_Task_
Work out how many lines hold "that". Give the number and nothing else.

"""

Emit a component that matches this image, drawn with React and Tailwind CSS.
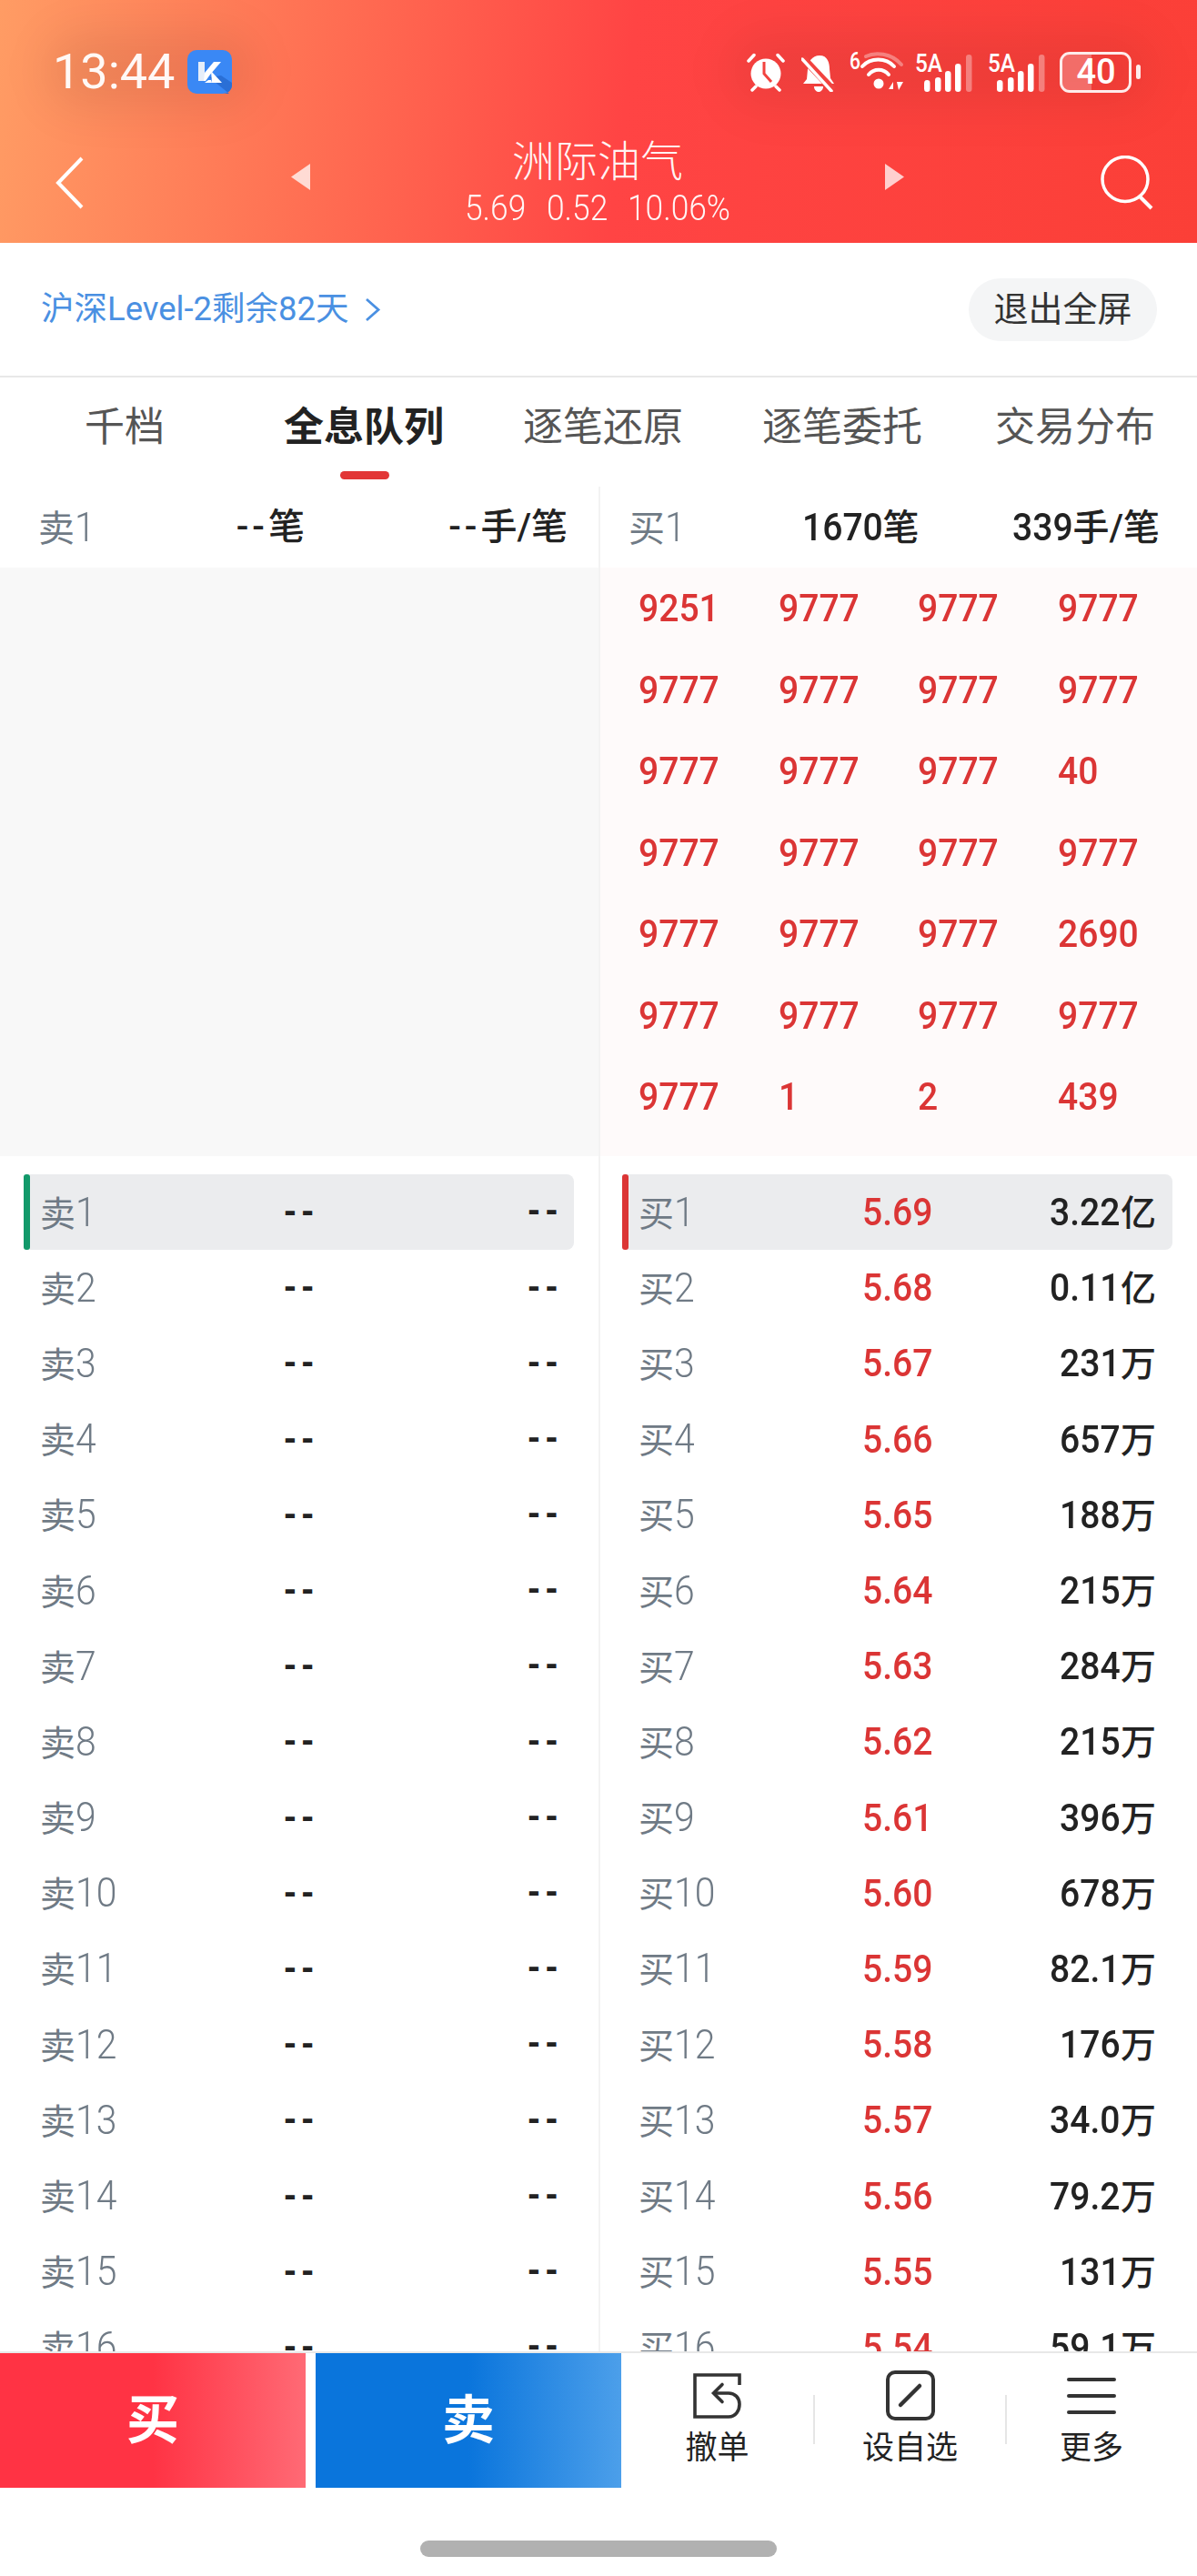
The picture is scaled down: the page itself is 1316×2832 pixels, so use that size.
import React from "react";

const DIG = { ".": 0.263, "%": 0.732, "/": 0.41 };
const adv = (s) => [...s].reduce((a, c) => a + (DIG[c] ?? 0.5615), 0);

function Mix({ text, size = 42, sx = 0.93, dcls = "text-[42px]" }) {
  const parts = text.split(/([0-9.%]+)/).filter(Boolean);
  return (
    <>
      {parts.map((p, i) =>
        /^[0-9.%]+$/.test(p) ? (
          <span
            key={i}
            className={`inline-block origin-left scale-x-[0.93] ${dcls}`}
            style={{ marginRight: -(1 - sx) * adv(p) * size }}
          >
            {p}
          </span>
        ) : (
          <span key={i}>{p}</span>
        )
      )}
    </>
  );
}

const queue = [
  ["9251", "9777", "9777", "9777"],
  ["9777", "9777", "9777", "9777"],
  ["9777", "9777", "9777", "40"],
  ["9777", "9777", "9777", "9777"],
  ["9777", "9777", "9777", "2690"],
  ["9777", "9777", "9777", "9777"],
  ["9777", "1", "2", "439"],
];

const buys = [
  ["5.69", "3.22亿"],
  ["5.68", "0.11亿"],
  ["5.67", "231万"],
  ["5.66", "657万"],
  ["5.65", "188万"],
  ["5.64", "215万"],
  ["5.63", "284万"],
  ["5.62", "215万"],
  ["5.61", "396万"],
  ["5.60", "678万"],
  ["5.59", "82.1万"],
  ["5.58", "176万"],
  ["5.57", "34.0万"],
  ["5.56", "79.2万"],
  ["5.55", "131万"],
  ["5.54", "59.1万"],
];

function Dash() {
  return (
    <span className="font-['Liberation_Sans'] font-bold text-[40px] leading-none tracking-[6px] text-[#222] mr-[-6px] relative -top-[2px]">
      --
    </span>
  );
}

function Row({ index, side, active, price, value }) {
  const isBuy = side === "买";
  return (
    <div className={`relative grid grid-cols-3 items-center h-[83.2px] w-[605px] px-[18px] ${active ? "bg-[#ebecee] rounded-[8px]" : ""}`}>
      {active && <div className={`absolute left-0 top-0 bottom-0 w-[7px] rounded-[3px] ${isBuy ? "bg-[#db3535]" : "bg-[#12996a]"}`} />}
      <div className="text-[39px] text-[#6f7a85] whitespace-nowrap">
        <Mix text={`${side}${index}`} size={44} dcls="text-[44px] font-light" />
      </div>
      <div className="text-center whitespace-nowrap font-medium text-[#db3535]">
        {price ? <Mix text={price} /> : <Dash />}
      </div>
      <div className="text-right whitespace-nowrap text-[39px] font-medium text-[#222]">
        {value ? <Mix text={value} /> : <Dash />}
      </div>
    </div>
  );
}

function Alarm() {
  return (
    <svg width="44" height="43" viewBox="0 0 44 43" fill="none">
      <circle cx="22" cy="23" r="16.5" fill="#fff" />
      <path d="M3 9 L9 2.5 M41 9 L35 2.5 M7 41 L11 37 M37 41 L33 37" stroke="#fff" strokeWidth="3.5" strokeLinecap="round" />
      <path d="M20 10 V23 L28 32" stroke="#f2433f" strokeWidth="3" fill="none" />
    </svg>
  );
}

function BellOff() {
  return (
    <svg width="38" height="43" viewBox="0 0 38 43" fill="none">
      <path d="M20 3 C29 3 31 11 31 18 L32 28 L36 34 H2 L6 29 L7 18 C7 10 12 3 20 3 Z" fill="#fff" />
      <path d="M14 37 H24 C24 41 21 43 19 43 C17 43 14 41 14 37 Z" fill="#fff" />
      <path d="M1 5 L35 41" stroke="#f2433f" strokeWidth="8" />
      <path d="M1 7 L33 42" stroke="#fff" strokeWidth="3.5" strokeLinecap="round" />
    </svg>
  );
}

function Wifi() {
  return (
    <svg width="60" height="46" viewBox="0 0 60 46" fill="none" className="overflow-visible">
      <text x="0" y="20" fill="#fff" fontSize="26" fontWeight="500" fontFamily="Roboto" textLength="12" lengthAdjust="spacingAndGlyphs">6</text>
      <path d="M18 6 C28 1 46 2 57 15" stroke="#fff" strokeOpacity="0.35" strokeWidth="4" strokeLinecap="round" />
      <path d="M14 17 C23 7 40 7 49 17" stroke="#fff" strokeWidth="4" strokeLinecap="round" />
      <path d="M21 26 C27 19 37 19 43 26" stroke="#fff" strokeWidth="4" strokeLinecap="round" />
      <circle cx="32" cy="36" r="5.5" fill="#fff" />
      <path d="M43 42 L48 34 V42 Z M52 34 H59 L54 43 Z" fill="#fff" />
    </svg>
  );
}

function Signal() {
  const bars = [
    [10, 13, 1],
    [22, 16, 1],
    [33, 23, 1],
    [44, 31, 1],
    [56, 41, 0.35],
  ];
  return (
    <svg width="62" height="43" viewBox="0 0 62 43" fill="none" className="overflow-visible">
      <text x="0" y="21" fill="#fff" fontSize="28" fontWeight="500" fontFamily="Roboto" textLength="30" lengthAdjust="spacingAndGlyphs">5A</text>
      {bars.map(([x, h, o]) => (
        <rect key={x} x={x} y={43 - h} width="6.5" height={h} rx="3.2" fill="#fff" fillOpacity={o} />
      ))}
    </svg>
  );
}

function KLogo() {
  return (
    <svg width="49" height="48" viewBox="0 0 49 48">
      <rect width="49" height="48" rx="10" fill="#3a88f5" />
      <path d="M24 30 L46 48 H39 C44 48 49 44 49 39 V36 L37 28 Z" fill="#2a6fd6" />
      <path d="M12 13 H19 V34 H12 Z" fill="#e6eef9" />
      <path d="M19 25 L29 13 H37 L25 27 L20 34 H18 Z" fill="#fff" />
      <path d="M26 23 L38 36 H19 L23 33 H26 L27 36 Z" fill="#fff" />
    </svg>
  );
}

export default function App() {
  return (
    <div className="relative w-[1316px] h-[2832px] flex flex-col overflow-hidden bg-white font-[Roboto,'Noto_Sans_CJK_SC',sans-serif]">
      {/* header */}
      <header className="relative h-[267px] shrink-0 bg-[linear-gradient(97deg,#ff9c64_0%,#ff7254_25%,#ff4444_52%,#fb3f37_100%)] text-white">
        <div className="absolute left-[50px] top-[35px] w-[230px] h-[85px] rounded-full bg-black/[.07] blur-xl" />
        <div className="absolute left-[800px] top-[35px] w-[470px] h-[85px] rounded-full bg-black/[.06] blur-xl" />
        <div className="relative flex items-center h-[48px] mt-[55px] pl-[58px]">
          <span className="text-[54px] leading-none text-white/95">13:44</span>
          <span className="ml-[14px] flex"><KLogo /></span>
          <span className="ml-[565px] flex"><Alarm /></span>
          <span className="ml-[17px] flex"><BellOff /></span>
          <span className="ml-[15px] flex"><Wifi /></span>
          <span className="ml-[12px] flex"><Signal /></span>
          <span className="ml-[18px] flex"><Signal /></span>
          <span className="ml-[17px] relative flex items-center justify-center w-[79px] h-[45px] rounded-[11px] border-[3px] border-white/90 overflow-hidden">
            <span className="absolute left-0 top-0 bottom-0 w-[32px] bg-white/25" />
            <span className="relative text-[38px] font-medium leading-none">40</span>
          </span>
          <span className="ml-[5px] w-[5px] h-[16px] rounded-full bg-white/90" />
        </div>
        <div className="relative flex items-center h-[92px] mt-[52px] pl-[61px] pr-[48px]">
          <svg width="31" height="58" viewBox="0 0 31 58" fill="none" className="shrink-0">
            <path d="M29 2 L3 29 L29 56" stroke="#fff" strokeWidth="4" />
          </svg>
          <svg width="21" height="29" viewBox="0 0 21 29" className="ml-[228px] -mt-[13px] shrink-0">
            <path d="M21 0 V29 L0 14.5 Z" fill="#fff" fillOpacity="0.75" />
          </svg>
          <div className="flex-1 flex flex-col items-center pt-[10px]">
            <div className="text-[47px] leading-[46px] font-light text-white/95">洲际油气</div>
            <div className="flex gap-[22px] text-[38px] leading-[56px] font-light text-white/95">
              <span><Mix text="5.69" size={38} dcls="text-[38px]" /></span>
              <span><Mix text="0.52" size={38} dcls="text-[38px]" /></span>
              <span><Mix text="10.06%" size={38} dcls="text-[38px]" /></span>
            </div>
          </div>
          <svg width="21" height="29" viewBox="0 0 21 29" className="-mt-[13px] shrink-0">
            <path d="M0 0 V29 L21 14.5 Z" fill="#fff" fillOpacity="0.75" />
          </svg>
          <svg width="58" height="60" viewBox="0 0 58 60" fill="none" className="ml-[216px] shrink-0">
            <ellipse cx="27" cy="26" rx="25" ry="24.5" stroke="#fff" strokeWidth="3.5" />
            <path d="M43 45 L56 58" stroke="#fff" strokeWidth="4" />
          </svg>
        </div>
      </header>

      {/* level-2 banner */}
      <div className="h-[148px] shrink-0 flex items-center pl-[45px] pr-[44px] border-b-2 border-[#e8e8e8]">
        <span className="text-[36.5px] text-[#4a90e2] whitespace-nowrap">沪深Level-2剩余82天</span>
        <svg width="18" height="27" viewBox="0 0 18 27" fill="none" className="ml-[17px]">
          <path d="M2 2 L15 13.5 L2 25" stroke="#4a90e2" strokeWidth="2.8" />
        </svg>
        <button className="ml-auto h-[69px] w-[207px] rounded-full bg-[#f4f5f6] text-[38px] text-[#333]">退出全屏</button>
      </div>

      {/* tabs */}
      <div className="relative h-[120px] shrink-0 flex items-start text-[44px] text-[#555] leading-[111px]">
        <div className="w-[274px] text-center">千档</div>
        <div className="w-[252px] text-center font-bold text-[#222] relative">
          全息队列
          <span className="absolute left-[100px] top-[103px] w-[54px] h-[9px] rounded-full bg-[#e23636]" />
        </div>
        <div className="w-[274px] text-center">逐笔还原</div>
        <div className="w-[252px] text-center">逐笔委托</div>
        <div className="w-[260px] text-center">交易分布</div>
      </div>

      {/* main */}
      <div className="flex flex-1 min-h-0 overflow-hidden">
        <section className="w-[660px] shrink-0 border-r-2 border-[#f3f3f3] flex flex-col">
          <div className="h-[89px] shrink-0 flex items-center pl-[42px] pr-[34px] whitespace-nowrap text-[40px]">
            <span className="text-[#6f7a85]"><Mix text="卖1" size={44} dcls="text-[44px] font-light" /></span>
            <span className="ml-[155px] font-medium text-[#222]"><span className="tracking-[4px]">--</span>笔</span>
            <span className="ml-auto font-medium text-[#222]"><span className="tracking-[4px]">--</span>手/笔</span>
          </div>
          <div className="h-[647px] shrink-0 bg-[#f8f8f8]" />
          <div className="pt-[20px] pl-[26px]">
            {Array.from({ length: 16 }, (_, i) => (
              <Row key={i} index={i + 1} side="卖" active={i === 0} />
            ))}
          </div>
        </section>
        <section className="flex-1 flex flex-col min-w-0">
          <div className="h-[89px] shrink-0 flex items-center pl-[31px] pr-[41px] whitespace-nowrap text-[40px]">
            <span className="text-[#6f7a85]"><Mix text="买1" size={44} dcls="text-[44px] font-light" /></span>
            <span className="ml-[128px] font-medium text-[#222]"><Mix text="1670笔" /></span>
            <span className="ml-auto font-medium text-[#222]"><Mix text="339手/笔" /></span>
          </div>
          <div className="h-[647px] shrink-0 bg-[#fefafa] pl-[42px] grid grid-cols-[repeat(4,153.5px)] auto-rows-[89.5px] items-center font-medium text-[#db3535]">
            {queue.flat().map((q, i) => (
              <div key={i}><Mix text={q} /></div>
            ))}
          </div>
          <div className="pt-[20px] pl-[24px]">
            {buys.map(([p, v], i) => (
              <Row key={i} index={i + 1} side="买" active={i === 0} price={p} value={v} />
            ))}
          </div>
        </section>
      </div>

      {/* bottom */}
      <footer className="relative h-[247px] shrink-0 bg-white border-t-2 border-[#e8e8e8]">
        <div className="flex h-[148px]">
          <button className="w-[336px] bg-[linear-gradient(90deg,#ff3344_0%,#ff3344_50%,#ff6a75_100%)] text-white text-[58px] font-bold">买</button>
          <button className="ml-[11px] w-[336px] bg-[linear-gradient(90deg,#0a75dc_0%,#0a75dc_50%,#4c9fea_100%)] text-white text-[58px] font-bold">卖</button>
          <div className="flex-1 flex text-[35px] text-[#222]">
            <div className="w-[211px] flex flex-col items-center pt-[22px]">
              <svg width="54" height="50" viewBox="0 0 54 50" fill="none" stroke="#333" strokeWidth="3.6">
                <path d="M51 13 V2 H2 V48 H39 C47 48 51 41 51 34 C51 27 46 22 39 22 H23" />
                <path d="M32 12.5 L22.5 22 L32 31.5" strokeLinecap="round" />
              </svg>
              <span className="mt-[11px] leading-[44px]">撤单</span>
            </div>
            <div className="w-[2px] h-[54px] mt-[46px] bg-[#e6e6e6] shrink-0" />
            <div className="w-[209px] flex flex-col items-center pt-[19px]">
              <svg width="54" height="55" viewBox="0 0 54 55" fill="none" stroke="#333">
                <rect x="2" y="2" width="50" height="51" rx="8" strokeWidth="4" />
                <path d="M16 38 L37 17" strokeWidth="4.5" strokeLinecap="round" />
              </svg>
              <span className="mt-[9px] leading-[44px]">设自选</span>
            </div>
            <div className="w-[2px] h-[54px] mt-[46px] bg-[#e6e6e6] shrink-0" />
            <div className="w-[186px] flex flex-col items-center pt-[26px]">
              <svg width="54" height="42" viewBox="0 0 54 42" fill="none" stroke="#333" strokeWidth="4" strokeLinecap="round">
                <path d="M2 3 H52 M2 21 H52 M2 39 H52" />
              </svg>
              <span className="mt-[15px] leading-[44px]">更多</span>
            </div>
          </div>
        </div>
        <div className="mt-[58px] mx-auto w-[392px] h-[18px] rounded-full bg-[#b1b1b1]" />
      </footer>
    </div>
  );
}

"""

_Written solution_
2